Non-Fiction: Lists & Frivolities (10, 2.7%)

These are mostly books for a particular purpose, and that purpose in most cases is wasting time in the smallest room in the house. I used to read poetry books there; maybe I'll go back to that at some point.

Comics: Strip & Panel Collections (38, 10.4%)

The first of several comics categories; this one corrals books that collect work that originally appeared elsewhere and is mostly in individual strip (or panel) form. "Elsewhere" is vague enough to cover both print and digital; I don't make a strong distinction between distribution media, since I mostly like to read traditional strips that translate well to book publication. (And not Scott McCloud-esque infinite canvases.)

Comics: Floppy Collections (71, 19.5%)

And these are comics reprinted from individual issues, more or less -- I may have forgotten nitpicking details of publication of some of these several dozen books, so my categories are not to be taken as gospel. This tends to be the more traditional comic-shop end of the comics industry, though, which is something worth marking off as its own thing.

Comics: Originals in Book Form (106, 29.0%)

The very largest category, unsurprisingly: I like comics, and I like reading things in book form, and I like my stories to be shaped to a particular purpose rather than grown like Topsy or just allowed to wander from one fight-scene to another. There is a lot of good stuff here: 2014 was a strong year for book-shaped comics.

Comics: Translated From Japanese (and other Asian languages) (47, 12.9%)

This year I ended up mostly reading manga rather than manhwa or manhua, probably because that's where the big conveyor belt is aimed for the North American market. It's a mixed bag of crowd-pleasers and more artsy stuff; my personal taste tends to aim to the artsy, but the others can be fun as well. (Blatant fanservice, in particular, can be very amusing.)

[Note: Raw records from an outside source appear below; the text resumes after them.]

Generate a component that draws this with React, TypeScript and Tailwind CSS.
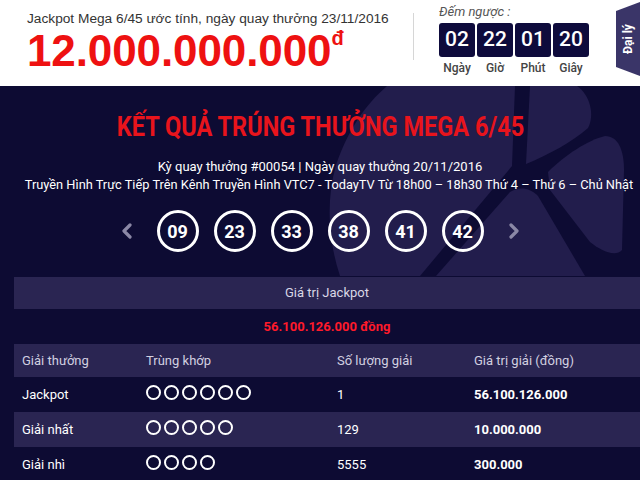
import React from 'react'

const balls = ['09', '23', '33', '38', '41', '42']

const countdown = [
  { value: '02', label: 'Ngày' },
  { value: '22', label: 'Giờ' },
  { value: '01', label: 'Phút' },
  { value: '20', label: 'Giây' },
]

const prizes = [
  { name: 'Jackpot', match: 6, count: '1', value: '56.100.126.000', alt: false },
  { name: 'Giải nhất', match: 5, count: '129', value: '10.000.000', alt: true },
  { name: 'Giải nhì', match: 4, count: '5555', value: '300.000', alt: false },
]

function Chevron({ dir }: { dir: 'left' | 'right' }) {
  return (
    <svg width="12" height="16" viewBox="0 0 12 16" className="text-[#8b88a6]">
      <path
        d={dir === 'left' ? 'M9 2 L3 8 L9 14' : 'M3 2 L9 8 L3 14'}
        fill="none"
        stroke="currentColor"
        strokeWidth="3.2"
        strokeLinecap="round"
        strokeLinejoin="round"
      />
    </svg>
  )
}

// faded star logo behind the results
function LogoBackdrop() {
  return (
    <svg className="absolute left-0 top-0" width="640" height="394" viewBox="0 0 640 394">
      <g transform="translate(0,-86)" fill="#221d4c">
        <path d="M387 86 L515 86 L512 166 L420 276 L340 276 C328 240 326 200 336 165 C348 130 365 105 387 86 Z" />
        <path d="M530 86 L577 86 C590 95 595 115 588 128 C572 142 548 155 526 164 Z" />
        <path d="M548 172 C565 155 588 140 605 136 C618 136 624 150 624 170 L622 250 C615 258 600 250 590 242 L550 190 Z" />
        <path d="M510 192 C520 186 530 188 538 196 L585 276 L436 276 Z" />
      </g>
    </svg>
  )
}

export default function App() {
  return (
    <div className="w-[640px] h-[480px] overflow-hidden bg-white font-['Roboto',sans-serif]">
      {/* Header */}
      <div className="relative flex h-[86px] bg-white">
        <div className="w-[413px] pl-[27px] pt-[10px]">
          <p className="whitespace-nowrap font-['Liberation_Sans',sans-serif] text-[13.7px] leading-[17px] text-[#333]">
            Jackpot Mega 6/45 ước tính, ngày quay thưởng 23/11/2016
          </p>
          <p className="mt-[1px] flex items-start font-['Liberation_Sans',sans-serif] font-bold text-[#ee1111]">
            <span className="text-[44px] leading-[46px] tracking-[-0.1px]">12.000.000.000</span>
            <span className="mt-[-1px] text-[20px] leading-[22px]">đ</span>
          </p>
        </div>
        <div className="mt-[13px] h-[47px] w-px bg-[#d6d6d6]" />
        <div className="ml-[25px] pt-[4px]">
          <p className="text-[13px] italic leading-[16px] text-[#555]">Đếm ngược :</p>
          <div className="mt-[3px] flex gap-[2px]">
            {countdown.map((c) => (
              <div key={c.label} className="flex w-[36px] flex-col items-center">
                <div className="flex h-[34px] w-[36px] items-center justify-center rounded-[3px] bg-[#0e0b3c] text-[21px] font-medium text-white">
                  {c.value}
                </div>
                <span className="mt-[4px] text-[12px] font-medium leading-[14px] text-[#444]">{c.label}</span>
              </div>
            ))}
          </div>
        </div>
        <div className="absolute right-0 top-[2px] flex h-[74px] w-[24px] items-center justify-center bg-[#3a3568] [clip-path:polygon(0_9px,100%_0,100%_100%,0_calc(100%-9px))]">
          <span className="-rotate-90 whitespace-nowrap text-[12px] font-bold text-white">Đại lý</span>
        </div>
      </div>

      {/* Results */}
      <div className="relative h-[394px] overflow-hidden bg-[#0d0b33]">
        <LogoBackdrop />

        <div className="relative flex flex-col items-center">
          <h1 className="mt-[24px] scale-x-[0.84] whitespace-nowrap text-[28px] font-bold leading-[33px] text-[#e8141c]">
            KẾT QUẢ TRÚNG THƯỞNG MEGA 6/45
          </h1>
          <p className="mt-[15px] text-[13px] leading-[18px] text-white">
            Kỳ quay thưởng #00054 | Ngày quay thưởng 20/11/2016
          </p>
          <p className="ml-[18px] whitespace-nowrap text-[12.8px] leading-[18px] text-white">
            Truyền Hình Trực Tiếp Trên Kênh Truyền Hình VTC7 - TodayTV Từ 18h00 – 18h30 Thứ 4 – Thứ 6 – Chủ Nhật
          </p>
          <div className="mt-[16px] flex items-center">
            <Chevron dir="left" />
            <div className="mx-[24px] flex gap-[15px]">
              {balls.map((b) => (
                <div
                  key={b}
                  className="flex h-[42px] w-[42px] items-center justify-center rounded-full border-[3px] border-white text-[18px] font-bold text-white"
                >
                  {b}
                </div>
              ))}
            </div>
            <Chevron dir="right" />
          </div>
        </div>

        <div className="relative ml-[14px] mt-[25px] text-[13px]">
          <div className="flex h-[32px] items-center justify-center bg-[#2a2552] text-[#d9d7e6]">Giá trị Jackpot</div>
          <div className="flex h-[35px] items-center justify-center bg-[#0d0b33] font-bold text-[#ff1a2a]">
            56.100.126.000 đồng
          </div>
          <div className="grid h-[33px] grid-cols-[124px_191px_137px_1fr] items-center bg-[#2a2552] text-[#d2d0e0]">
            <span className="pl-2">Giải thưởng</span>
            <span className="pl-2">Trùng khớp</span>
            <span className="pl-2">Số lượng giải</span>
            <span className="pl-2">Giá trị giải (đồng)</span>
          </div>
          {prizes.map((p) => (
            <div
              key={p.name}
              className={`grid h-[35px] grid-cols-[124px_191px_137px_1fr] items-center text-white ${
                p.alt ? 'bg-[#2a2552]' : 'bg-[#0d0b33]'
              }`}
            >
              <span className="pl-2">{p.name}</span>
              <span className="flex gap-[3px] pb-[4px] pl-2">
                {Array.from({ length: p.match }).map((_, i) => (
                  <span key={i} className="h-[15px] w-[15px] rounded-full border-2 border-white" />
                ))}
              </span>
              <span className="pl-2">{p.count}</span>
              <span className="pl-2 font-bold">{p.value}</span>
            </div>
          ))}
        </div>
      </div>
    </div>
  )
}
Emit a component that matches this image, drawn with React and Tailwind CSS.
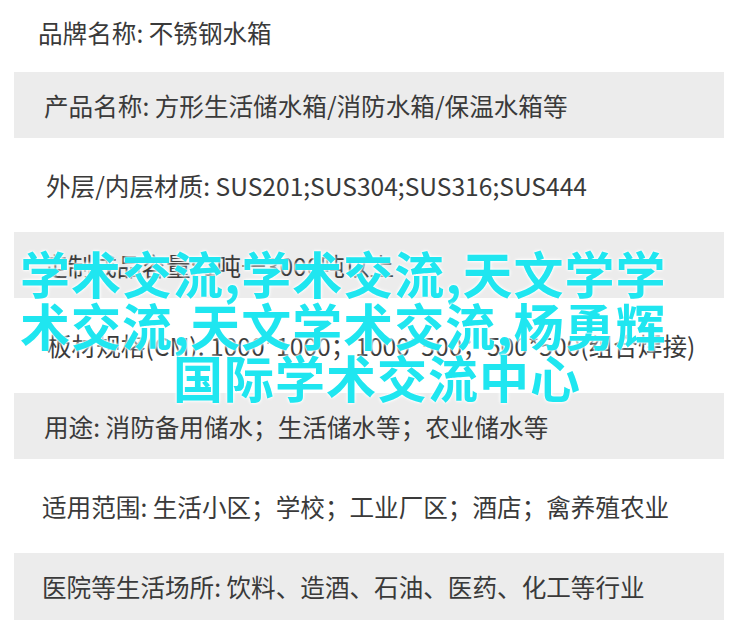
import React from "react";

const rows = [
  { text: "品牌名称: 不锈钢水箱", gray: false, h: "h-[72px]", pl: "pl-[24px]", pb: "pb-[8px]" },
  { text: "产品名称: 方形生活储水箱/消防水箱/保温水箱等", gray: true, h: "h-[66px]", pl: "pl-[30px]", pb: "" },
  { text: "外层/内层材质: SUS201;SUS304;SUS316;SUS444", gray: false, h: "h-[94px]", pl: "pl-[32px]", pb: "" },
  { text: "定制成品容量: 1吨一3000吨以上", gray: true, h: "h-[66px]", pl: "pl-[29px]", pb: "" },
  { text: "板材规格(CM): 1000*1000；1000*500；500*500(组合焊接)", gray: false, h: "h-[95px]", pl: "pl-[33px]", pb: "" },
  { text: "用途: 消防备用储水；生活储水等；农业储水等", gray: true, h: "h-[66px]", pl: "pl-[30px]", pb: "" },
  { text: "适用范围: 生活小区；学校；工业厂区；酒店；禽养殖农业", gray: false, h: "h-[94px]", pl: "pl-[28px]", pb: "" },
  { text: "医院等生活场所: 饮料、造酒、石油、医药、化工等行业", gray: true, h: "h-[67px]", pl: "pl-[28px]", pb: "" },
];

export default function App() {
  return (
    <div className="relative w-[750px] h-[638px] overflow-hidden bg-white [font-family:'Noto_Sans_CJK_SC','Noto_Sans',sans-serif]">
      <div className="flex flex-col pl-[14px] w-[724px]">
        {rows.map((r, i) => (
          <div
            key={i}
            className={`flex items-center ${r.h} ${r.pl} ${r.pb} ${r.gray ? "bg-[#ececec]" : "bg-white"} text-[24.6px] leading-none text-[#3a3a3a] whitespace-nowrap`}
          >
            {r.text}
          </div>
        ))}
      </div>
      <div className="absolute left-0 top-[246px] w-[750px] text-[50px] leading-[52px] font-bold tracking-[1px] text-[#1fe6f0] whitespace-nowrap [text-shadow:0_0_2px_#fff,0_0_3px_#fff,0_0_4px_#fff]">
        <div className="pl-[20px]">学术交流,学术交流,天文学学</div>
        <div className="pl-[20px]">术交流,天文学术交流,杨勇辉</div>
        <div className="pl-[173px]">国际学术交流中心</div>
      </div>
    </div>
  );
}
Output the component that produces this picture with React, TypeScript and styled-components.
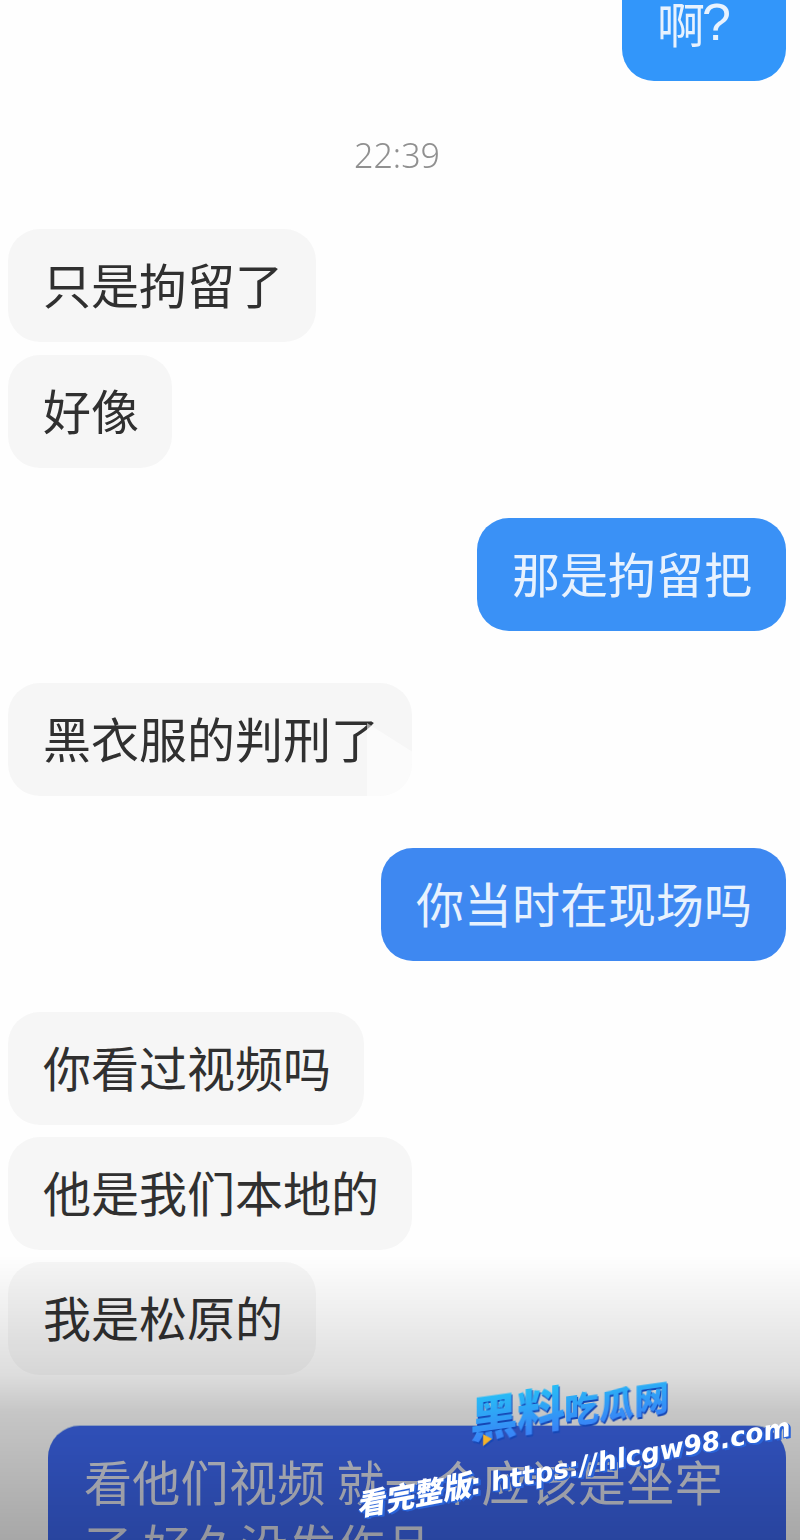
import * as React from 'react';
import styled, { createGlobalStyle } from 'styled-components';

const GlobalStyle = createGlobalStyle`
    html, body {
        margin: 0;
        padding: 0;
        background: #ffffff;
    }
`

const Page = styled.div`
    width: 800px;
    height: 1540px;
    position: relative;
    overflow: hidden;
    background: #fefefe;
    font-family: 'Noto Sans CJK SC', 'Liberation Sans', sans-serif;
`

const Thread = styled.div`
    display: flex;
    flex-direction: column;
    padding: 0 14px 0 8px;
    filter: blur(0.6px);
`

const Bubble = styled.div<{ $mine?: boolean; $color?: string; $top?: number }>`
    position: relative;
    box-sizing: border-box;
    align-self: ${props => props.$mine ? 'flex-end' : 'flex-start'};
    height: 113px;
    padding: 0 ${props => props.$mine ? 34 : 33}px 6px 35px;
    margin-top: ${props => props.$top ?? 0}px;
    display: flex;
    align-items: center;
    border-radius: 32px;
    font-size: 48px;
    line-height: 1;
    white-space: nowrap;
    color: ${props => props.$mine ? '#e8f2fe' : '#303030'};
    background: ${props => props.$color ?? '#f6f6f6'};
`

const Question = styled.span`
    display: inline-block;
    width: 47px;
    margin-left: -3px;
    margin-right: 3px;
    font-family: 'Liberation Sans', sans-serif;
    font-size: 52px;
`

const WideBubble = styled.div`
    box-sizing: border-box;
    margin: 51px 0 0 40px;
    height: 180px;
    padding: 22px 36px 0;
    border-radius: 32px;
    font-size: 48px;
    line-height: 64px;
    letter-spacing: 0.3px;
    color: #dfe2ee;
    background: #3e68f0;
    box-shadow: 0 -1px 0 rgba(130, 170, 240, 0.6);
`

const Time = styled.div`
    margin: 52px 0 52px;
    text-align: center;
    font-family: 'Noto Sans', sans-serif;
    font-size: 34px;
    line-height: 44px;
    font-weight: 300;
    color: #909090;
`

const Glare = styled.div`
    position: absolute;
    right: 0;
    top: 24px;
    width: 45px;
    height: 89px;
    background: rgba(255, 255, 255, 0.55);
    clip-path: polygon(0 18%, 100% 50%, 100% 100%, 0 100%);
    border-bottom-right-radius: 32px;
`

const Shade = styled.div`
    position: absolute;
    left: 0;
    right: 0;
    bottom: 0;
    height: 285px;
    pointer-events: none;
    background: linear-gradient(
        to bottom,
        rgba(0, 0, 0, 0) 0%,
        rgba(0, 0, 0, 0.13) 42%,
        rgba(0, 0, 0, 0.22) 55%,
        rgba(0, 0, 0, 0.34) 100%
    );
`

const SiteMark = styled.div`
    position: absolute;
    left: 470px;
    top: 1392px;
    font-family: 'Noto Sans CJK SC', sans-serif;
    font-size: 35px;
    line-height: 50px;
    font-weight: 900;
    white-space: nowrap;
    transform: skewY(-8deg);
    transform-origin: left bottom;
    filter: drop-shadow(1px 2px 0 #1546b4);
`

const MarkText = styled.span`
    color: transparent;
    background: linear-gradient(to bottom, #27bdf6, #3b7cf6);
    -webkit-background-clip: text;
    background-clip: text;
`

const BigMark = styled.span`
    font-size: 48px;
    letter-spacing: -1px;
`

const MarkPin = styled.svg`
    position: absolute;
    left: 13px;
    bottom: 0;
    width: 9px;
    height: 12px;
`

const LinkMark = styled.div`
    position: absolute;
    left: 360px;
    top: 1486px;
    font-family: 'DejaVu Sans', 'Noto Sans CJK SC', sans-serif;
    font-size: 26.5px;
    line-height: 40px;
    font-weight: 700;
    font-style: italic;
    white-space: nowrap;
    transform: rotate(-10.5deg);
    transform-origin: left bottom;
    color: #ffffff;
    text-shadow: 1px 1px 0 #2a63d8, -1px 1px 0 #2a63d8, 2px 2px 0 #2a63d8;
`

const HanMark = styled.span`
    font-size: 29px;
    font-weight: 900;
`

const App: React.FC = () => {
    return (
        <Page>
            <GlobalStyle />
            <Thread>
                <Bubble $mine $color="#3296fa" $top={-32}>啊<Question>?</Question></Bubble>
                <Time>22:39</Time>
                <Bubble>只是拘留了</Bubble>
                <Bubble $top={13}>好像</Bubble>
                <Bubble $mine $color="#3a91f6" $top={50}>那是拘留把</Bubble>
                <Bubble $top={52}>
                    黑衣服的判刑了
                    <Glare />
                </Bubble>
                <Bubble $mine $color="#3e88f1" $top={52}>你当时在现场吗</Bubble>
                <Bubble $top={51}>你看过视频吗</Bubble>
                <Bubble $top={12}>他是我们本地的</Bubble>
                <Bubble $top={12}>我是松原的</Bubble>
                <WideBubble>看他们视频 就一个应该是坐牢了 好久没发作品</WideBubble>
            </Thread>
            <Shade />
            <SiteMark>
                <MarkText><BigMark>黑料</BigMark>吃瓜网</MarkText>
                <MarkPin viewBox="0 0 9 12"><path d="M0 0 L9 6 L0 12 Z" fill="#f5b32a" /></MarkPin>
            </SiteMark>
            <LinkMark><HanMark>看完整版:</HanMark> https://hlcgw98.com</LinkMark>
        </Page>
    );
};

export default App;
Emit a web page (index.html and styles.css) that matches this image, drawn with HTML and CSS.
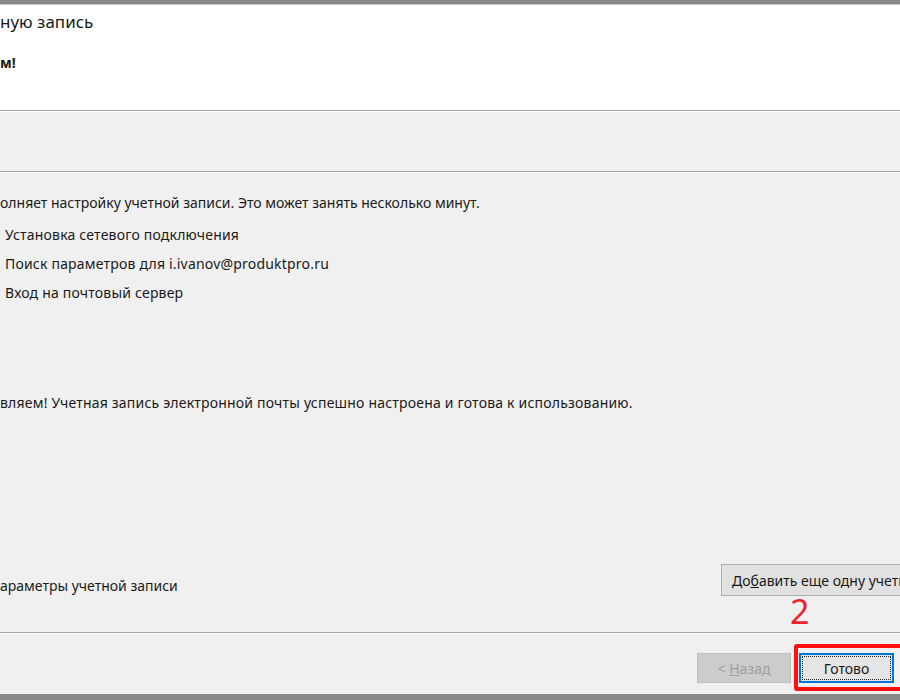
FILE: index.html
```html
<!DOCTYPE html>
<html lang="ru">
<head>
    <meta charset="UTF-8">
    <title>Добавить учетную запись</title>
    <link rel="stylesheet" href="styles.css">
</head>
<body>
    <div class="window">
        <div class="topbar"></div>

        <div class="header">
            <div class="title">ную запись</div>
            <div class="subtitle">м!</div>
        </div>

        <div class="band"></div>

        <div class="main">
            <p class="intro">олняет настройку учетной записи. Это может занять несколько минут.</p>
            <ul class="steps">
                <li>Установка сетевого подключения</li>
                <li>Поиск параметров для i.ivanov@produktpro.ru</li>
                <li>Вход на почтовый сервер</li>
            </ul>
            <p class="done">вляем! Учетная запись электронной почты успешно настроена и готова к использованию.</p>

            <div class="extra">
                <span>араметры учетной записи</span>
                <button class="btn btn-add">До<u>б</u>авить еще одну учетную запись</button>
            </div>
        </div>

        <div class="footer">
            <button class="btn btn-back" disabled>&lt; <u>Н</u>азад</button>
            <button class="btn btn-finish">Готово</button>
        </div>

        <div class="bottombar"></div>

        <!-- пометки поверх скриншота -->
        <div class="mark-num">2</div>
        <div class="mark-box"></div>
    </div>
</body>
</html>
```

FILE: styles.css
```css
* {
    box-sizing: border-box;
}

body {
    margin: 0;
    font-family: "Noto Sans", Arial, sans-serif;
    color: #1a1a1a;
    overflow: hidden;
}

.window {
    position: relative;
    width: 900px;
    height: 700px;
    display: flex;
    flex-direction: column;
    background-color: #f0f0f0;
    overflow: hidden;
}

.topbar {
    height: 5px;
    background-color: #898989;
    border-bottom: 1px solid #c9c9c9;
}

.header {
    height: 106px;
    background-color: white;
    border-bottom: 1px solid #a0a0a0;
    box-shadow: 0 1px 0 #ffffff;
    padding-top: 4px;
}

.title {
    font-size: 17px;
    line-height: 26px;
}

.subtitle {
    margin-top: 18px;
    font-size: 14px;
    font-weight: bold;
    line-height: 20px;
}

.band {
    height: 61px;
    border-bottom: 1px solid #a0a0a0;
    box-shadow: 0 1px 0 #ffffff;
}

.main {
    flex: 1;
    display: flex;
    flex-direction: column;
    padding-top: 21px;
    padding-bottom: 36px;
    font-size: 14px;
    border-bottom: 1px solid #a0a0a0;
    box-shadow: 0 1px 0 #ffffff;
}

.intro {
    margin: 0;
    line-height: 20px;
}

.steps {
    list-style: none;
    margin: 7px 0 0 0;
    padding: 0 0 0 5px;
    letter-spacing: 0.2px;
}

.steps li {
    line-height: 29px;
}

.done {
    margin: 86px 0 0 0;
    line-height: 20px;
    letter-spacing: 0.2px;
}

.extra {
    margin-top: auto;
    display: flex;
    justify-content: space-between;
    align-items: flex-end;
    line-height: 20px;
}

.btn {
    font-family: "Noto Sans", Arial, sans-serif;
    font-size: 14px;
    color: #1a1a1a;
    background-color: #e1e1e1;
    border: 1px solid #adadad;
    padding: 0;
    height: 32px;
    white-space: nowrap;
}

.btn-add {
    width: 260px;
    margin-right: -81px;
    padding-left: 10px;
    text-align: left;
}

.footer {
    height: 61px;
    display: flex;
    justify-content: flex-end;
    align-items: flex-start;
    gap: 8px;
    padding-top: 20px;
    padding-right: 6px;
}

.btn-back {
    width: 94px;
    height: 30px;
    background-color: #cccccc;
    border-color: #bfbfbf;
    color: #a0a0a0;
}

.btn-finish {
    width: 95px;
    height: 30px;
    background-color: #e5e5e5;
    border: 2px solid #0078d7;
    outline: 1px dotted #222;
    outline-offset: -4px;
}

.bottombar {
    height: 6px;
    background-color: #898989;
}

.mark-num {
    position: absolute;
    left: 790px;
    top: 591px;
    font-family: "Noto Sans", Arial, sans-serif;
    font-size: 34px;
    line-height: 40px;
    color: #f2202a;
}

.mark-box {
    position: absolute;
    left: 794px;
    top: 644px;
    width: 110px;
    height: 47px;
    border: 4px solid #ff1010;
    border-radius: 3px;
}
```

Comics: Translated From French (and other European languages) (28, 7.7%)

This is almost all what I called "artsy stuff" above, and mostly from continental Europe. (There are a few books from Francophone Canada, but my sense is that community looks to France and Belgium for a model much more than they look domestically or to the USA, so it feels reasonable to lump them in here.) That said, some artsiness works better than others, and several of these books -- Blacksad, Isaac the Pirate, Adele Blanc-Sec, etc. -- are explicitly in adventure-story modes.  

Art Books (8, 2.2%)


A vague category, yes, but it's basically things that exist to be art themselves or to showcase previous art. Some of them are physically too small to really be "coffee-table books," but that's another decent way of corralling them.

Books for Children of Various Ages (6, 1.6%)

Not including novels for pre-adults, which I treated as plain novels in the above categories. (That line is so fuzzy that I don't believe it makes sense to patrol it in one's own reading. For bookstore categories and suggested-reading lists, definitely: age bands can be very useful in helping people find books they will appreciate and enjoy.) Another very mixed bag of stuff.

Playscripts (1, 0.3%)

No poetry this year, so this is as odd as I got.

It came out to a total of 392 books reviewed, in 365 daily posts. I hope, if you made it to this post, that it at least introduced you to one book that you liked.

Any time I do a Book-A-Day run, it inevitably is dominated by comics and art, since those are the books that can be read consistently in a single day. But I think I hit a decent balance this year, even if I didn't dig into any really long or complex books. (I semi-abandoned Paul Theroux's travelogue Dark Star Safari around the end of October, because it was going so slowly -- I hope to get back to it in 2015.)